De Daniel sozinho é “Espiralado”, aberto pelo calço de tamborins, logo alinhavado por guitarra e baixo, que armam cama para a narrativa do piano do autor.  Eduardo assina a bipolar “Ferragutiana” (com reforço de Rogério Boccato na percussão), samba choro que deságua em encordoamento de cantoria nordestina. E ainda “Rosas, soldado”, estruturada sobre a cantiga de roda “Marcha soldado (cabeça de papel/ se não marchar direito vai preso pro para o quartel)”. Danilo abre e fecha o roteiro. Inicia com a marcha “Depois do carnaval”, repleta de breques, dissonâncias e retomadas e encerra na cambiante “Amanhã”, centrada na tabelinha entre guitarra e piano, com espaço para breves improvisos de bateria, até a dissolução etérea do tema.

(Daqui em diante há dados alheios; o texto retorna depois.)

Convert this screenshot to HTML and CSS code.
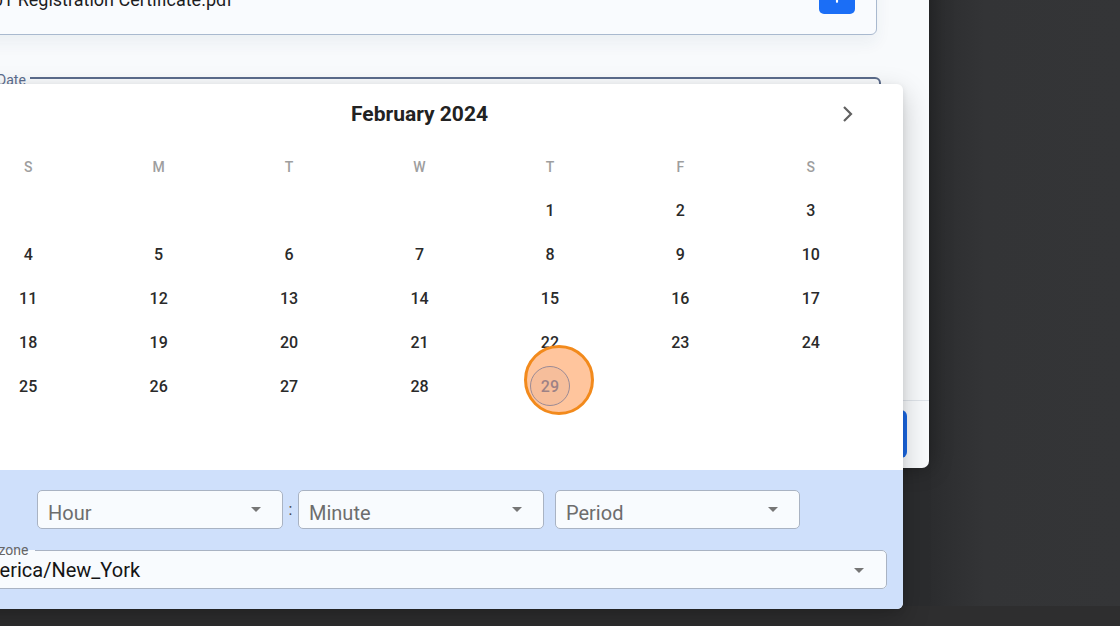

Segundo colocado no Prêmio Visa de Música Brasileira, de 2004, o Quatro a Zero excursionou no Circuito Instrumental Universitário com o bandolinista Joel Nascimento. Tocou também com o ás dos sopros Nailor Proveta, após uma pesquisa no interior paulista, que resultou no disco “Porta aberta”, em 2008. O grupo que apresentou-se em Portugal, Holanda e França, em 2014, após oito anos de pesquisas estreou ao vivo e em gravação o “Concerto Carioca no. 3” (1972), de Radamés Gnattali, junto à Orquestra Sinfônica Municipal de Campinas. O trabalho foi registrado no CD “Concertos Cariocas” (2016). Numa homenagem ao referido maestro gaúcho, eles regravaram seu samba canção “Papo de anjo” (1958), devidamente retrofitado, com lirismo e arrojo vanguardista. De mais um mestre do choro, Jacob do Bandolim, vem a faixa “Receita de samba” (1967), sob medida para a goleada criativa do Quatro a zero, repleta de sincopas, arestas, agilidade e destreza. Prodígio instrumental, “Mesmo outro”, definitivamente, não é mais do mesmo.